Other student leaders present during the press conference at Serena Hotel, Nairobi included Sam Were (Kenyatta), Towett Ng’etich (Moi), Doreen Mwenda (Kenyatta), Anyungu Wanyungu (JKUAT) and Antony Mumo (Egerton).
The students gave the government an ultimatum, that failure to reverse the decision by end of January next year, they will organise a massive strike across all public universities.
“The power of the people is stronger than the people in power. We will give an ultimatum as from January even if it means going to the streets to protect the rights of our students,” Mr Owino said.
They questioned why the government was paying lecturers and admitting students to take the course, if it does not recognise its graduates.
The National Environment Management Authority’s (Nema) was criticised for declining to issue a permit for GMO field trials to the Kenya Agriculture and Livestock Research Organisation (KALRO).
They claimed Nema was out to derail the research that linked GMO crops to cancer, which Kenya relied on to announce the ban and has since been retracted following concerns that it did not adhere to standard procedures.
“We must support institutions ready to locally produce GMO food crops and reduce the country’s over reliance on imports. This will create jobs and enhance food security,” Mr Owino said.
This comes barely two weeks after Parliament upheld the ban imposed by the Ministry of Health but left a window for its importation in case of food insecurity.
The Agriculture Committee of the National Assembly chaired by Mandera North MP Adan Nooru, in its report said no GM product has so far been tested for safety for human consumption by the National Biosafety Authority (NBA).
But, the students said this was a scheme by the lawmakers to frustrate local cultivation of GMO crops to allow cartels benefit from importations and challenged President Uhuru Kenyatta to crash them.
“The GMOs are labelled and if they can be allowed to mitigate the annual food shortages, it means those talking of safety concerns are engaging in sideshows,” Mr Ng’etich said.
He said they will not be silenced by politicians who want to frustrate local research in favour of multinationals who want to dominate the Kenyan market and sale their produce at exorbitant prices.

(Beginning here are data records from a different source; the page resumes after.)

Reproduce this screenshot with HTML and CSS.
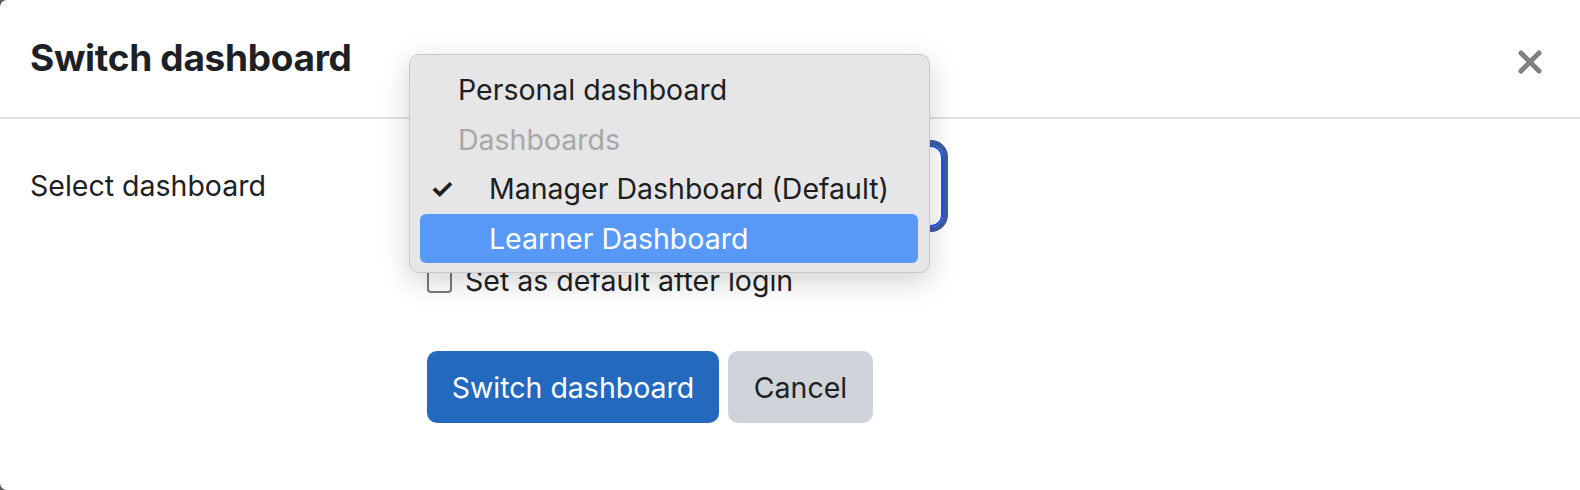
FILE: index.html
```html
<!DOCTYPE html>
<html>
<head>
<meta charset="utf-8">
<link rel="stylesheet" href="styles.css">
</head>
<body>
<div class="modal">
  <div class="modal-header">
    <h5 class="modal-title">Switch dashboard</h5>
    <button class="close" aria-label="Close">
      <svg width="24" height="24" viewBox="0 0 24 24"><path d="M3 3 L21 21 M21 3 L3 21" stroke="#808080" stroke-width="5" stroke-linecap="round"/></svg>
    </button>
  </div>
  <div class="modal-body">
    <div class="form-row">
      <label class="form-label">Select dashboard</label>
      <div class="form-control-col">
        <div class="select-wrap">
          <div class="select"></div>
          <div class="dropdown">
            <div class="opt top">Personal dashboard</div>
            <div class="opt group">Dashboards</div>
            <div class="opt sub checked"><span class="check">✓</span>Manager Dashboard (Default)</div>
            <div class="opt sub hl">Learner Dashboard</div>
          </div>
        </div>
        <label class="checkbox-row"><span class="checkbox"></span>Set as default after login</label>
        <div class="buttons">
          <button class="btn btn-primary">Switch dashboard</button>
          <button class="btn btn-secondary">Cancel</button>
        </div>
      </div>
    </div>
  </div>
</div>
</body>
</html>
```
FILE: styles.css
```css
html, body {
  margin: 0;
  padding: 0;
  background: #5a5a5a;
}
body {
  font-family: Inter, "Noto Sans", sans-serif;
  color: #1d2125;
}
.modal {
  background: #fff;
  height: 490px;
  width: 1580px;
  border-radius: 7px 0 0 7px;
  overflow: hidden;
}
.modal-header {
  height: 117px;
  border-bottom: 2px solid #dee2e6;
  display: flex;
  align-items: center;
  justify-content: space-between;
  padding: 0 38px 0 30px;
  box-sizing: content-box;
}
.modal-title {
  margin: 0;
  font-size: 37px;
  font-weight: 700;
  letter-spacing: -0.3px;
  position: relative;
  top: -1px;
}
.close {
  border: 0;
  background: none;
  padding: 0;
  margin: 0;
  display: flex;
  position: relative;
  top: 3px;
}
.modal-body {
  padding: 26px 30px 0 30px;
}
.form-row {
  display: flex;
}
.form-label {
  width: 397px;
  flex: none;
  font-size: 28.5px;
  line-height: 82px;
  height: 82px;
}
.form-control-col {
  display: flex;
  flex-direction: column;
}
.select-wrap {
  position: relative;
  width: 516px;
  height: 82px;
}
.select {
  box-sizing: border-box;
  height: 82px;
  width: 516px;
  border: 2px solid #1a55e6;
  box-shadow: 0 0 0 5px #3e5aa2;
  border-radius: 12px;
}
.dropdown {
  position: absolute;
  left: -18px;
  top: -91px;
  width: 521px;
  height: 219px;
  box-sizing: border-box;
  background: #e6e6e8;
  border: 1px solid #c9c9cb;
  border-radius: 10px;
  box-shadow: 0 8px 28px rgba(0, 0, 0, 0.18);
  padding: 10px 11px 9px 10px;
  display: flex;
  flex-direction: column;
}
.opt {
  height: 49.5px;
  line-height: 49.5px;
  font-size: 28.5px;
  color: #1e1e1e;
  padding-left: 38px;
  position: relative;
  border-radius: 6px;
  white-space: nowrap;
}
.opt.group {
  color: #a8a8aa;
}
.opt.sub {
  padding-left: 69px;
}
.opt .check {
  position: absolute;
  left: 10px;
  top: 0;
  font-size: 27px;
  font-weight: 700;
}
.opt.hl {
  background: #5899f8;
  color: #fff;
}
.checkbox-row {
  display: flex;
  align-items: center;
  margin-top: 42px;
  font-size: 28.5px;
  height: 23px;
}
.checkbox {
  width: 21px;
  height: 21px;
  border: 2px solid #7a7a7a;
  border-radius: 4px;
  margin-right: 13px;
  background: #fff;
  flex: none;
}
.buttons {
  display: flex;
  gap: 9px;
  margin-top: 59px;
}
.btn {
  height: 72px;
  border: 0;
  border-radius: 10px;
  font-family: Inter, "Noto Sans", sans-serif;
  font-size: 28.5px;
  padding: 0;
  cursor: pointer;
}
.btn-primary {
  background: #2369bd;
  color: #fff;
  width: 292px;
}
.btn-secondary {
  background: #ced4da;
  color: #1d2125;
  width: 145px;
}
```
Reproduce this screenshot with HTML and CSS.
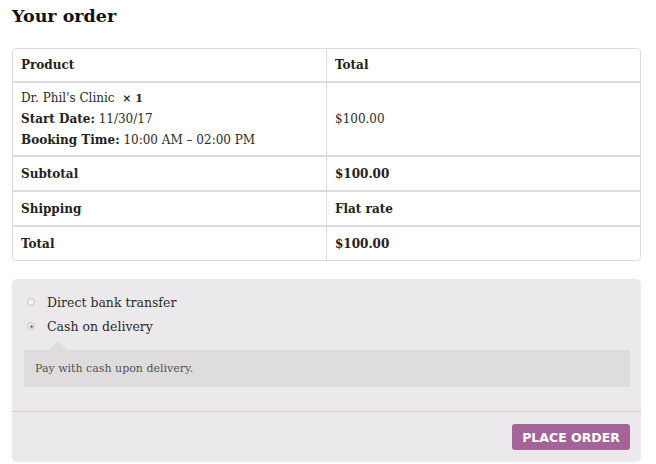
FILE: index.html
```html
<!DOCTYPE html>
<html>
<head>
<meta charset="utf-8">
<link rel="stylesheet" href="styles.css">
</head>
<body>
<div class="page">
  <h3 class="title">Your order</h3>
  <table class="order">
    <thead>
      <tr><th class="col1">Product</th><th>Total</th></tr>
    </thead>
    <tbody>
      <tr class="item">
        <td class="col1">
          <div>Dr. Phil's Clinic&nbsp; <strong class="qty">× 1</strong></div>
          <div><strong>Start Date:</strong> 11/30/17</div>
          <div><strong>Booking Time:</strong> 10:00 AM – 02:00 PM</div>
        </td>
        <td>$100.00</td>
      </tr>
    </tbody>
    <tfoot>
      <tr><th class="col1">Subtotal</th><td><strong>$100.00</strong></td></tr>
      <tr><th class="col1">Shipping</th><td><strong>Flat rate</strong></td></tr>
      <tr><th class="col1">Total</th><td><strong>$100.00</strong></td></tr>
    </tfoot>
  </table>

  <div class="payment">
    <ul class="methods">
      <li class="method"><span class="radio"></span><span>Direct bank transfer</span></li>
      <li class="method"><span class="radio checked"></span><span>Cash on delivery</span></li>
    </ul>
    <div class="desc">Pay with cash upon delivery.</div>
    <div class="place">
      <button class="btn">PLACE ORDER</button>
    </div>
  </div>
</div>
</body>
</html>
```
FILE: styles.css
```css
* { box-sizing: border-box; }
html, body { margin: 0; padding: 0; background: #fff; }
body {
  font-family: "DejaVu Serif", "Liberation Serif", serif;
  font-size: 12px;
  color: #2b2b2b;
}
.page { padding: 0 15px 0 12px; }
.title {
  margin: 0;
  padding-top: 5px;
  height: 48px;
  font-size: 17.5px;
  line-height: 22px;
  font-weight: bold;
  color: #111;
}
.order {
  width: 100%;
  border-collapse: separate;
  border-spacing: 0;
  border: 1px solid #dcdcdc;
  border-radius: 4px;
}
.order th, .order td {
  text-align: left;
  padding: 0 8px;
  vertical-align: middle;
  font-size: 12px;
}
.order thead th { height: 32px; }
.order th { font-weight: bold; color: #222; }
.order strong { font-weight: bold; color: #222; }
.order .col1 { width: 314px; border-right: 1px solid #dcdcdc; }
.order tbody td, .order tfoot th, .order tfoot td {
  border-top: 2px solid #dcdcdc;
}
.order tfoot th, .order tfoot td { height: 35px; }
.order tr.item td { height: 74px; line-height: 21px; }
.qty { font-size: 11px; }
.payment {
  margin-top: 18px;
  background: #ebe9eb;
  border-radius: 5px;
  height: 183px;
}
.methods { list-style: none; margin: 0; padding: 11px 12px 0 12px; }
.method { display: flex; align-items: center; height: 24px; font-size: 12.5px; color: #2b2b2b; }
.radio {
  width: 8px; height: 8px; border-radius: 50%;
  border: 1px solid #c4c1c4; background: #f4f3f4;
  margin: 0 12px 0 3px;
  position: relative;
}
.radio.checked::after {
  content: ""; position: absolute; left: 1.5px; top: 1.5px;
  width: 3px; height: 3px; border-radius: 50%; background: #808080;
}
.desc {
  position: relative;
  margin: 12px 11px 0 12px;
  background: #dfdcde;
  height: 37px;
  line-height: 37px;
  padding-left: 11px;
  font-size: 11px;
  color: #515151;
}
.desc::before {
  content: ""; position: absolute; top: -9px; left: 25px;
  border: 9px solid transparent; border-top: 0; border-bottom: 9px solid #dfdcde;
}
.place {
  margin-top: 24px;
  border-top: 1px solid #d3ced2;
  display: flex; justify-content: flex-end;
  padding: 12px 11px 0 0;
}
.btn {
  background: #a46497; color: #fff; border: 0; border-radius: 3px;
  font-family: "DejaVu Sans", sans-serif; font-weight: bold; font-size: 12.5px;
  width: 118px; height: 26px; padding: 0; letter-spacing: 0;
}
```
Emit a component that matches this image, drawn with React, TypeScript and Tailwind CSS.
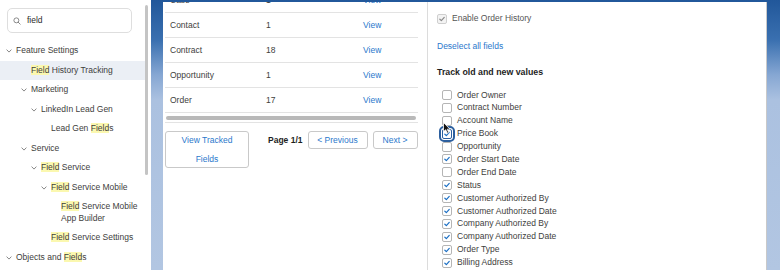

Mr Were challenged the lawmakers to prioritise the war against corruption and tribalism instead of interfering with education matters through decisions that are insensitive to students.
The students said the government has been unwilling to lift the ban on importation of genetically modified food crops that has been in force since 2012 following a cabinet decision, yet its products are in the market.
The Agriculture committee recommended that a law be put in place to ascertain the safety of the products for human consumption.
The MPs said the Biosafety Act that passed by Parliament in 2009 has no specific provision for testing GM products for safety.